One Example: Loading CIFAR-10 Data

CIFAR-10 is an important image dataset in Computer Vision and Deep Learning nowadays. The image data stored for python is a 2D array with the shape. It is sometimes hard to devise the right way to convert the data to a regular image format without a clear understanding of the NumPy. But with the help of our aforementioned representation, we can easily find the correct way to load the data. Lets’ try and see.

According to the website description, the data is stored 10000x3072 NumPy array of uint8s in row-major order. Each row is a 32x32 color image, with 3 1024 arrays stored in the RGB sequence. (Each row of the array stores a 32x32 color image. The first 1024 entries contain the red channel values, the next 1024 the green, and the final 1024 the blue. The image is stored in row-major order so that the first 32 entries of the array are the red channel values of the first row of the image.)

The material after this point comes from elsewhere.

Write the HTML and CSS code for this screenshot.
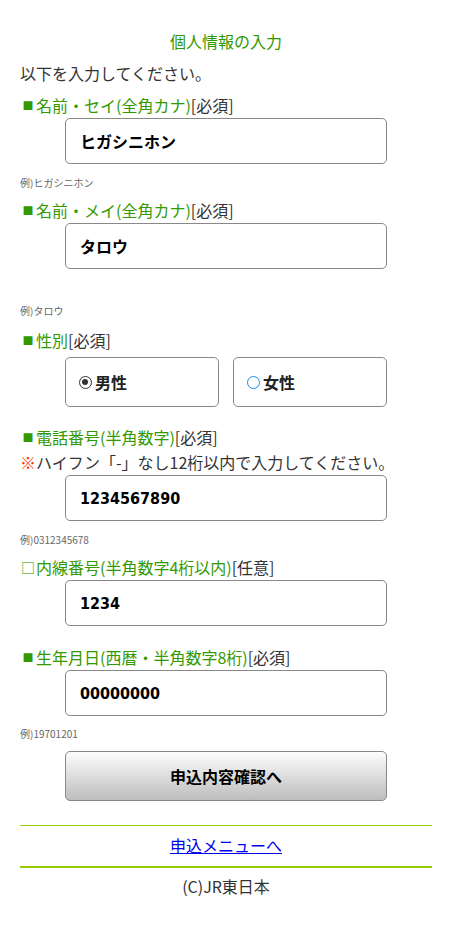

Fig14: The MNIST dataset Example

Thus, we can quickly build up a representation accordingly. Take a row in the input array as an example. Firstly we can use the reshape(3,-1) to split the row into 3 different color channels. And, based on the results, we can use reshape(3,32,32) to transform each element into a 2D array. Finally, we use np.moveaxis() to change the output array into a channel-last representation, which is compatible with the matplotlib input requirements. The code is shown below.

import numpy as np 
import matplotlib.pyplot as plt
def unpickle(file):
    with open(file, 'rb') as fo:
        dict = pickle.load(fo, encoding='bytes')
    return dict

data_dir = "./cifar-10-batches-py/"
train_data_dirs = [data_dir+"data_batch_{}".format(i) for i in range(1,6)]
raw_data = [unpickle(path) for path in train_data_dirs]
train_data = np.vstack([batch[b'data'] for batch in raw_data])
train_data = np.moveaxis(train_data.reshape(-1,3,32,32),1,-1)
plt.imshow(train_data[0,...])

Conclusion

In this passage, we propose a novel representation for understanding NumPy arrays. We explain such representation through examples and demonstrate the efficiency through functions and concrete examples.